Wednesday, January 18, 2006

LaBrea ad-naseum

Just because I was curious, I ran the Perl script that parses the LaBrea logs on the 1.1G logfile from the other day. I knew it would take at least four hours or so to run.

I then created a modifed version of ltpstat to parse this file (it's the output from syslogd, hense some slight parsing modifications were required) and ran it at the same time.

What I found interesting (during the actual run of both programs) is that my program had a larger virtual memory footprint over the Perl version (easily seven to eight times larger) but the resident set size (the amount of physical memory being used—the rest not physically allocated or shoved off into swap space) of my program was half that of the Perl script. In retrospect this was expected—Perl was growing the data as it was being generated whereas my program allocates the whole thing at once, but my program has less overhead in keeping track of said data.
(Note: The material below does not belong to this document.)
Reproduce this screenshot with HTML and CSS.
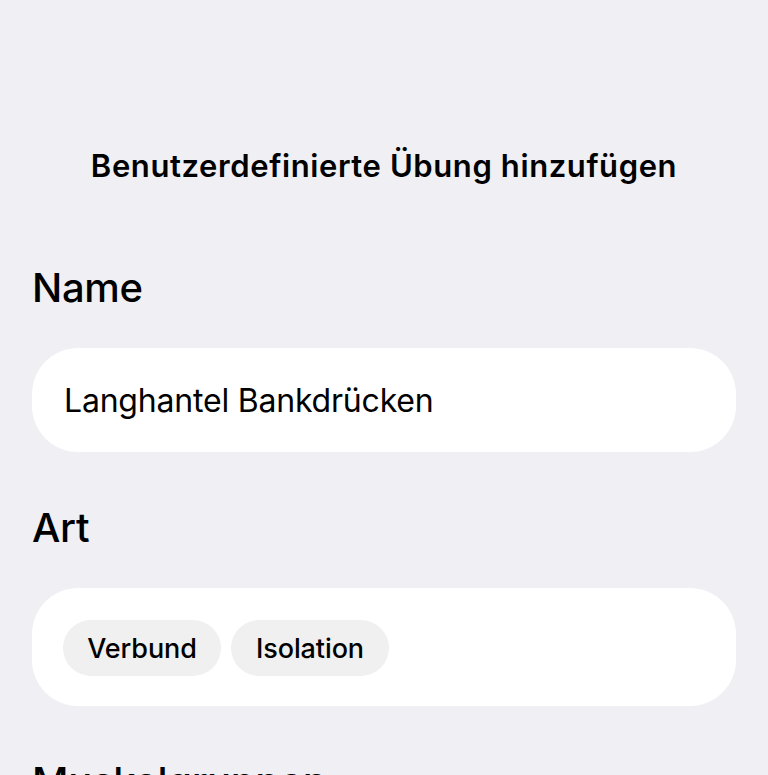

And ltpstat is faster than the Perl script even if it isn't gathering the stats in real-time— 3 hours, 22 minutes and 24 seconds to run vs. 6 hours, 39 minutes 49 seconds—almost half the time. I didn't see how much memory the Perl script was using just prior to finishing, but I can't see how it would be less than ltpstat.

The instance of ltpstat I started yesterday is still running:

Start: Tue Jan 17 14:55:59 2006 End: Wed Jan 18 14:55:59 2006 Running time: 1d
Pool-max: 1048576
Pool-num: 388929
Rec-max:  1048576
Rec-num:  388929
UIP-max:  1048576
UIP-num:  20298
Reported-bandwidth: 64 (Kb/sec)

Looks like I may break a million connections sooner than I expected.